Their main purpose is to create comfortable indoor environments by regulating:
- Air temperature
- Ventilation
- Basic humidity levels
- Occupant comfort
In commercial office buildings, HVAC systems are generally optimized to maintain temperatures that people find comfortable during working hours.
This works well for conference rooms, office spaces, retail environments, and general commercial use.
However, IT infrastructure environments behave very differently.
Servers, switches, storage arrays, networking hardware, and telecom equipment generate concentrated and often continuous heat loads—frequently operating 24 hours a day, seven days a week.
Unlike people:
IT equipment cannot tolerate prolonged thermal instability.
Even relatively small fluctuations in temperature or airflow can affect performance, efficiency, and equipment lifespan.
What Is Precision Cooling?
Precision cooling refers to specialized cooling systems designed specifically for IT and data infrastructure environments.
Unlike standard HVAC systems, precision cooling is built to provide:
- Highly stable temperature control
- Precise humidity management
- Continuous operation (24/7/365)
- Controlled airflow patterns
- Equipment-level thermal management
The objective is not occupant comfort.
The objective is:
protecting sensitive electronic systems and maintaining operational reliability.
In environments where uptime matters, cooling consistency becomes critical.
That is why precision cooling solutions are commonly used in:
- Data centers
- Edge computing environments
- Telecom facilities
- Healthcare IT environments
- Financial institutions
- Enterprise server rooms
- Industrial operations
As organizations deploy more computing power in smaller footprints, cooling requirements become increasingly specialized.
The Biggest Difference: Human Comfort vs Equipment Protection
The easiest way to understand the difference between HVAC and precision cooling is this:
HVAC is designed for people.
Precision cooling is designed for technology.
An office HVAC system may cycle on and off throughout the day based on occupancy patterns and comfort settings.
A precision cooling system, however, is engineered to maintain extremely stable operating conditions around equipment that generates constant heat.
For example:
An office might remain perfectly comfortable at temperatures ranging between 20–24°C (68–75°F).
IT equipment, however, often performs best within far tighter environmental tolerances.
Consistency matters.
Frequent temperature swings can create thermal stress on components, increase equipment wear, and contribute to reliability concerns over time.
Precision Cooling Provides Better Temperature Stability
One of the biggest limitations of conventional HVAC in IT environments is temperature fluctuation.
Traditional systems often:
- Cycle on and off
- Prioritize large-area cooling
- React slowly to heat spikes
- Distribute airflow broadly rather than strategically
Precision cooling systems are designed to maintain consistent environmental control, even in high-density environments.
They can respond faster to changing thermal demands and are designed to direct cooling where it is needed most.
This helps reduce:
- Thermal hotspots
- Uneven cooling zones
- Equipment overheating
- Performance instability
For organizations relying on uninterrupted system availability, stable cooling can directly support uptime goals.

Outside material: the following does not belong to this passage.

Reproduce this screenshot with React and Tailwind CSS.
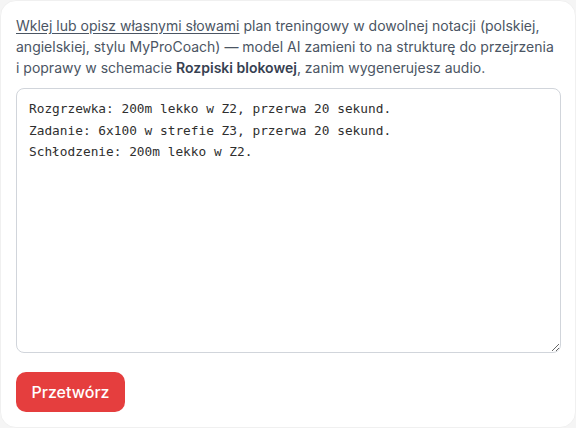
import React, { useState } from "react";

const plan = `Rozgrzewka: 200m lekko w Z2, przerwa 20 sekund.
Zadanie: 6x100 w strefie Z3, przerwa 20 sekund.
Schłodzenie: 200m lekko w Z2.`;

export default function App() {
    const [text, setText] = useState(plan);

    return (
        <div className="w-[576px] h-[428px] bg-[#f5f5f5]">
            <div
                className="w-full h-full bg-white rounded-2xl border border-[#f0f0f0] px-[15px] pt-[14px]"
                style={{ fontFamily: "Inter, 'Noto Sans', sans-serif" }}
            >
                {/* intro */}
                <p className="text-[14px] leading-[21px] text-[#4b5563] w-[540px]">
                    <span className="underline underline-offset-2">Wklej lub opisz własnymi słowami</span> plan treningowy w dowolnej notacji (polskiej, angielskiej, stylu MyProCoach) — model AI zamieni to na strukturę do przejrzenia i poprawy w schemacie <strong className="font-semibold text-[#374151]">Rozpiski blokowej</strong>, zanim wygenerujesz audio.
                </p>

                {/* plan input */}
                <textarea
                    className="mt-[10px] block w-[545px] h-[265px] rounded-lg border border-[#d1d5db] bg-white px-3 py-[9px] text-[12.8px] leading-[21.5px] text-[#2f2f2f] outline-none"
                    style={{ fontFamily: "'DejaVu Sans Mono', monospace" }}
                    value={text}
                    onChange={(e) => setText(e.target.value)}
                />

                <button
                    type="button"
                    className="mt-[19px] h-[40px] w-[109px] rounded-[10px] bg-[#e53e3e] text-white text-[16px] font-medium"
                >
                    Przetwórz
                </button>
            </div>
        </div>
    );
}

Airflow Management Matters More Than Many Realize
Cooling is not simply about lowering room temperature.
Airflow management is equally important.
Traditional HVAC systems cool entire spaces.
Precision cooling systems focus on:
moving conditioned air efficiently around IT equipment.

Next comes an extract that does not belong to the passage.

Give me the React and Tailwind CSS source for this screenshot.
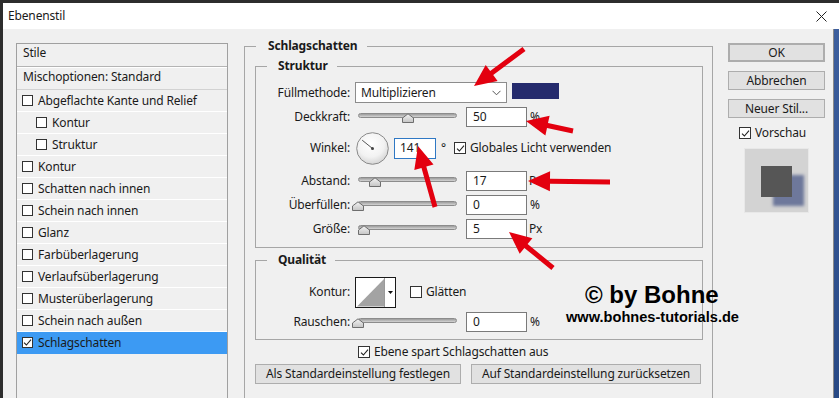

In server and rack environments, poor airflow can create hotspots even when the room itself feels cool.
This becomes especially important in:
- Dense server racks
- Enclosed cabinets
- Telecom rooms
- Edge computing environments
- Small IT closets with limited ventilation
Precision cooling approaches often include:
Rack-level cooling
Designed to manage heat directly at the cabinet level.
In-row cooling
Cooling systems positioned close to heat-generating equipment.
Containment strategies
Separating hot and cold airflow to improve efficiency.
These approaches help organizations cool infrastructure more effectively without wasting energy.

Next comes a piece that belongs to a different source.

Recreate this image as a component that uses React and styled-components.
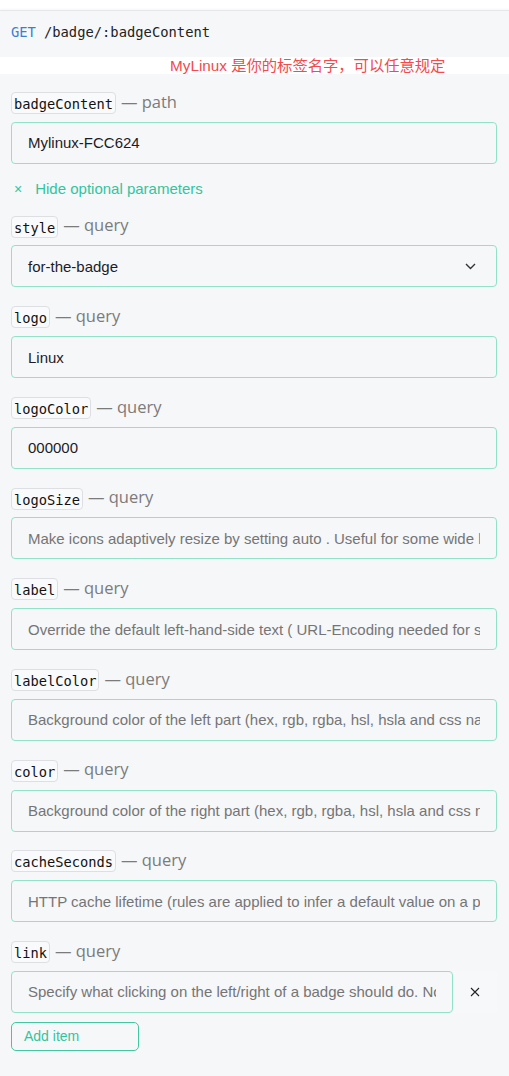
import React from "react";
import styled, { createGlobalStyle } from "styled-components";

const Global = createGlobalStyle`
  html, body { margin: 0; padding: 0; background: #ffffff; }
  body { font-family: "Liberation Sans", Arial, sans-serif; }
  * { box-sizing: border-box; }
`;

const Page = styled.div`
  padding-top: 10px;
  background: #ffffff;
`;

const Header = styled.div`
  height: 47px;
  background: #f6f7f9;
  border-top: 1px solid #e6e7ea;
  box-shadow: 0 -1px 2px rgba(0, 0, 0, 0.04);
  display: flex;
  align-items: center;
  padding: 0 0 4px 11px;
  font-family: "DejaVu Sans Mono", "Liberation Mono", monospace;
  font-size: 13.8px;
  color: #222;
`;

const Method = styled.span`
  color: #3a7fd6;
  margin-right: 8px;
`;

const Note = styled.div`
  height: 17px;
  background: #ffffff;
  padding-left: 170px;
  font-family: "Liberation Sans", "Noto Sans CJK SC", sans-serif;
  font-size: 15.3px;
  line-height: 18px;
  color: #f4494d;
  white-space: nowrap;
`;

const Form = styled.div`
  background: #f6f7f9;
  padding: 18px 12px 25px 11px;
  display: flex;
  flex-direction: column;
`;

const Field = styled.div`
  display: flex;
  flex-direction: column;
  margin-bottom: ${(p) => (p.$last ? "0" : "19px")};
`;

const LabelRow = styled.div`
  height: 21.7px;
  display: flex;
  align-items: center;
  gap: 5px;
  margin-bottom: 8px;
`;

const Chip = styled.code`
  height: 22px;
  display: inline-flex;
  align-items: center;
  padding: 2px 2px 0 2px;
  border: 1px solid #dedfe2;
  border-radius: 4px;
  background: #f9fafb;
  font-family: "DejaVu Sans Mono", "Liberation Mono", monospace;
  font-size: 13.7px;
  color: #111;
`;

const Kind = styled.span`
  font-family: "Open Sans", "Noto Sans", sans-serif;
  font-size: 16.5px;
  color: #7b7b7b;
  line-height: 1;
  margin-top: -2px;
`;

const inputBase = `
  width: 100%;
  height: 42px;
  border: 1px solid #93e1c9;
  border-radius: 4px;
  background: #f6f7f9;
  padding: 0 16px;
  font-family: "Liberation Sans", Arial, sans-serif;
  font-size: 15px;
  color: #1c1c28;
  outline: none;
`;

const Input = styled.input`
  ${inputBase}
  &::placeholder { color: #757575; opacity: 1; }
`;

const SelectBox = styled.div`
  ${inputBase}
  display: flex;
  align-items: center;
  justify-content: space-between;
  padding-right: 20px;
`;

const Toggle = styled.div`
  height: 22px;
  margin: 14px 0 16px 3px;
  display: flex;
  align-items: center;
  gap: 13px;
  color: #33c49f;
  font-size: 15px;
`;

const ToggleX = styled.span`
  font-size: 14px;
  line-height: 1;
`;

const ItemRow = styled.div`
  display: flex;
  align-items: center;
`;

const ItemInput = styled(Input)`
  width: 442px;
`;

const RemoveBtn = styled.button`
  width: 44px;
  height: 42px;
  border: none;
  background: #f7f8fa;
  display: flex;
  align-items: center;
  justify-content: center;
  padding: 0;
  color: #222;
`;

const AddBtn = styled.button`
  margin-top: 9px;
  width: 128px;
  height: 29px;
  border: 1px solid #43c7a3;
  border-radius: 5px;
  background: transparent;
  color: #33c49f;
  font-family: "Liberation Sans", Arial, sans-serif;
  font-size: 14px;
  text-align: left;
  padding: 0 0 0 12px;
`;

const Chevron = () => (
  <svg width="11" height="7" viewBox="0 0 11 7" fill="none">
    <path d="M1 1l4.5 4.5L10 1" stroke="#333" strokeWidth="1.4" />
  </svg>
);

const Cross = () => (
  <svg width="10" height="10" viewBox="0 0 10 10" fill="none">
    <path d="M1 1l8 8M9 1l-8 8" stroke="#222" strokeWidth="1.1" />
  </svg>
);

const fields = [
  { name: "logo", value: "Linux" },
  { name: "logoColor", value: "000000" },
  { name: "logoSize", placeholder: "Make icons adaptively resize by setting auto . Useful for some wide logos like amd and amg ." },
  { name: "label", placeholder: "Override the default left-hand-side text ( URL-Encoding needed for spaces or special characters!)" },
  { name: "labelColor", placeholder: "Background color of the left part (hex, rgb, rgba, hsl, hsla and css named colors supported)." },
  { name: "color", placeholder: "Background color of the right part (hex, rgb, rgba, hsl, hsla and css named colors supported)." },
  { name: "cacheSeconds", placeholder: "HTTP cache lifetime (rules are applied to infer a default value on a per-badge basis)" },
];

const Label = ({ name, kind }) => (
  <LabelRow>
    <Chip>{name}</Chip>
    <Kind>— {kind}</Kind>
  </LabelRow>
);

export default function App() {
  return (
    <Page>
      <Global />
      <Header>
        <Method>GET</Method>/badge/:badgeContent
      </Header>
      <Note>MyLinux 是你的标签名字，可以任意规定</Note>
      <Form>
        <Field $last>
          <Label name="badgeContent" kind="path" />
          <Input defaultValue="Mylinux-FCC624" />
        </Field>
        <Toggle>
          <ToggleX>×</ToggleX>
          <span>Hide optional parameters</span>
        </Toggle>
        <Field>
          <Label name="style" kind="query" />
          <SelectBox>
            <span>for-the-badge</span>
            <Chevron />
          </SelectBox>
        </Field>
        {fields.map((f) => (
          <Field key={f.name}>
            <Label name={f.name} kind="query" />
            <Input defaultValue={f.value} placeholder={f.placeholder} />
          </Field>
        ))}
        <Field $last>
          <Label name="link" kind="query" />
          <ItemRow>
            <ItemInput placeholder="Specify what clicking on the left/right of a badge should do. Note that this only works when integrating your badge in an <object> HTML tag" />
            <RemoveBtn><Cross /></RemoveBtn>
          </ItemRow>
          <AddBtn>Add item</AddBtn>
        </Field>
      </Form>
    </Page>
  );
}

Precision Cooling Is Built for 24/7 Operation
Most commercial HVAC systems were never designed for constant IT workloads.
Office buildings often experience reduced occupancy after business hours, meaning HVAC demand changes throughout the day.
IT infrastructure does not follow office schedules.
Servers continue operating:
- Overnight
- Weekends
- Holidays
- During periods of low building occupancy
Mission-critical environments require cooling systems that can support continuous operation.
Precision cooling systems are specifically designed with uptime in mind.
This becomes especially important in sectors such as:
- Healthcare
- Financial services
- Telecom
- Manufacturing
- Public infrastructure
Where downtime may have significant operational consequences.
When Is Traditional HVAC Enough?
There are situations where standard HVAC may be sufficient.
For example:
- Small networking closets
- Low-density IT environments
- Basic office server setups with modest heat loads
However, as infrastructure scales, limitations often emerge.
Warning signs can include:
- Rising room temperatures
- Equipment alarms
- Inconsistent cooling performance
- Excessive fan noise
- Thermal hotspots
Organizations experiencing these issues may benefit from evaluating whether a more specialized approach is needed.
Choosing the Right Cooling Strategy
Every environment is different.
Factors such as:
- Equipment density
- Rack configuration
- Space constraints
- Noise considerations
- Redundancy requirements
- Environmental conditions
all influence the right cooling approach.
Organizations planning server room upgrades, edge deployments, or higher-density environments often benefit from solutions designed specifically around IT infrastructure needs.
At Karis Technologies, cooling strategy discussions increasingly involve helping organizations evaluate whether traditional HVAC systems are sufficient—or whether precision cooling environments may better support long-term performance and reliability.
Final Thoughts
Traditional HVAC systems and precision cooling systems are built for different purposes.
While HVAC excels at maintaining comfortable commercial spaces, mission-critical IT environments often require a more specialized approach.
Precision cooling provides tighter environmental control, better airflow management, greater thermal consistency, and infrastructure-focused reliability.
As technology environments become denser and more critical to business operations, understanding this distinction becomes increasingly important.